Diagnosing the issue

The applied generation of the affected agent reported by kubectl will not converge to the last desired generation. Additionally, the agent logs on the switch (accessible at /var/log/agent.log) will contain logs similar to the following ones:

time=2025-04-08T14:35:14.555Z level=DEBUG msg=Action idx=4 weight=13 summary="Update Interface Ethernet1 Base" command=update path="/interfaces/interface[name=Ethernet1]"

time=2025-04-08T14:35:14.839Z level=ERROR msg=Failed err="failed to run agent: failed to process agent config from file: failed to apply actions: GNMI set request failed: gnmi set request failed: rpc error: code = InvalidArgument desc = Configuration not allowed when port is member of Portchannel.

Known workarounds

Manually setting the interface mentioned immediately before the error log to admin-up, i.e. using the sonic-cli on the affected switch. For example, given the logs above, one would ssh onto the switch (let's call it s5248-01) and do:

admin@s5248-01:~$ sonic-cli
s5248-01# configure
s5248-01(config)# interface Ethernet 1
s5248-01(config-if-Ethernet1)# no shutdown

VPC local peering can cause the agent to fail if subinterfaces are not supported on the switch

As explained in the Architecture page, to workaround limitations in SONiC, a peering between two VPCs (or a VPC and an External) which are both attached to the peering switch is implemented over a pair of loopback interfaces. This workaround requires subinterface support on the switch where the peering is being instantiated. If the affected switch does not meet this requirement, the agent will fail to apply the desired configuration.

Diagnosing this issue

The applied generation of the affected agent reported by kubectl will not converge to the last desired generation. Additionally, the agent logs on the switch (accessible at /var/log/agent.log) will contain an error similar to the following one:

time=2025-02-04T13:37:58.796Z level=ERROR msg=Failed err="failed to run agent: failed to process agent config from k8s: failed to process agent config loaded from k8s: failed to apply actions: GNMI set request failed: gnmi set request failed: rpc error: code = InvalidArgument desc = SubInterfaces are not supported"

Known workarounds

Configure remote VPCPeering instead of local peering in any instance where both peering elements are locally attached and the target switch does not support subinterfaces. You can double-check whether your switch model meets this requirement by looking at the Switch Profiles Catalog entry for it.

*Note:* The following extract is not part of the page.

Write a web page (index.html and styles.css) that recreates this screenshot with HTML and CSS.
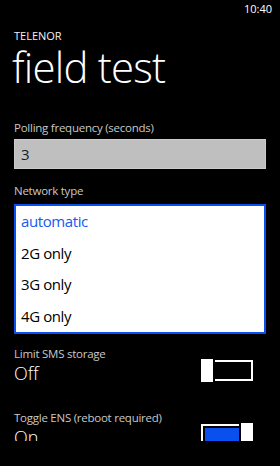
FILE: index.html
```html
<!DOCTYPE html>
<html>
<head>
<meta charset="utf-8">
<link rel="stylesheet" href="styles.css">
</head>
<body>
<div class="screen">
  <div class="status"><span class="time">10:40</span></div>
  <div class="viewport">
    <div class="header">
      <div class="app-title">TELENOR</div>
      <div class="page-title">field test</div>
    </div>
    <div class="settings">
      <div class="label">Polling frequency (seconds)</div>
      <div class="textbox">3</div>

      <div class="label gap">Network type</div>
      <div class="listbox">
        <div class="item selected">automatic</div>
        <div class="item">2G only</div>
        <div class="item">3G only</div>
        <div class="item">4G only</div>
      </div>

      <div class="toggle-row first">
        <div class="toggle-text">
          <div class="label">Limit SMS storage</div>
          <div class="value">Off</div>
        </div>
        <div class="switch off">
          <div class="track"><div class="fill"></div></div>
          <div class="thumb"></div>
        </div>
      </div>

      <div class="toggle-row second">
        <div class="toggle-text">
          <div class="label">Toggle ENS (reboot required)</div>
          <div class="value">On</div>
        </div>
        <div class="switch on">
          <div class="track"><div class="fill"></div></div>
          <div class="thumb"></div>
        </div>
      </div>
    </div>
  </div>
</div>
</body>
</html>
```

FILE: styles.css
```css
* { box-sizing: border-box; }
html, body {
  margin: 0;
  padding: 0;
  background: #000;
}
body {
  width: 280px;
  height: 466px;
  overflow: hidden;
  font-family: "Open Sans", "Noto Sans", sans-serif;
  color: #fff;
}
.screen {
  width: 280px;
  height: 466px;
  background: #000;
}
.status {
  height: 18px;
  display: flex;
  justify-content: flex-end;
  align-items: center;
  padding-right: 8px;
}
.time {
  font-size: 11px;
  line-height: 18px;
  color: #fff;
}
.viewport {
  height: 423px;
  overflow: hidden;
}
.header {
  padding: 11px 0 0 14px;
}
.app-title {
  font-size: 11px;
  line-height: 14px;
  font-weight: 400;
  color: #f2f2f2;
}
.page-title {
  font-size: 42px;
  line-height: 48px;
  font-weight: 300;
  letter-spacing: -0.8px;
  margin-left: -2px;
}
.settings {
  padding: 29px 14px 0 14px;
}
.label {
  font-size: 11.5px;
  line-height: 16px;
  letter-spacing: -0.25px;
  color: #c8c8c8;
}
.label.gap {
  margin-top: 14px;
}
.textbox {
  margin-top: 3px;
  height: 30px;
  background: #bfbfbf;
  border: 1px solid #cccccc;
  color: #1a1a1a;
  font-size: 15px;
  line-height: 28px;
  padding-left: 6px;
}
.listbox {
  margin-top: 5px;
  background: #fff;
  border: 2px solid #0a50ef;
  padding: 0;
}
.item {
  height: 31.5px;
  line-height: 31.5px;
  font-size: 15px;
  letter-spacing: -0.4px;
  color: #000;
  padding-left: 5px;
}
.item.selected {
  color: #1658f0;
}
.toggle-row {
  display: flex;
  justify-content: space-between;
  align-items: flex-end;
  padding-right: 13px;
}
.toggle-row.first { margin-top: 12px; }
.toggle-row.second { margin-top: 26px; }
.value {
  font-size: 18px;
  line-height: 22px;
  font-weight: 300;
  color: #fff;
}
.switch {
  position: relative;
  width: 52px;
  height: 23px;
  margin-bottom: 2px;
}
.track {
  position: absolute;
  left: 0;
  right: 0;
  top: 1px;
  bottom: 1px;
  border: 2px solid #fff;
  padding: 2px;
  background: #000;
}
.fill {
  height: 100%;
  width: 0;
  background: #0a50ef;
}
.switch.on .fill { width: 34px; }
.thumb {
  position: absolute;
  top: 0;
  width: 12px;
  height: 23px;
  background: #fff;
  box-shadow: 0 0 0 2px #000;
}
.switch.off .thumb { left: 0; }
.switch.on .thumb { right: 0; }
```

External peering over a connection originating from an MCLAG switch can fail

When importing routes via External Peering over a connection originating from an MCLAG leaf switch, traffic from the peered VPC towards that prefix can be blackholed. This is due to a routing mismatch between the two MCLAG leaves, where only one switch learns the imported route. Packets hitting the "wrong" leaf will be dropped with a Destination Unreachable error.

Diagnosing this issue

No connectivity from the workload server(s) in the VPC towards the prefix routed via the external.

Known workarounds

Connect your externals to non-MCLAG switches instead.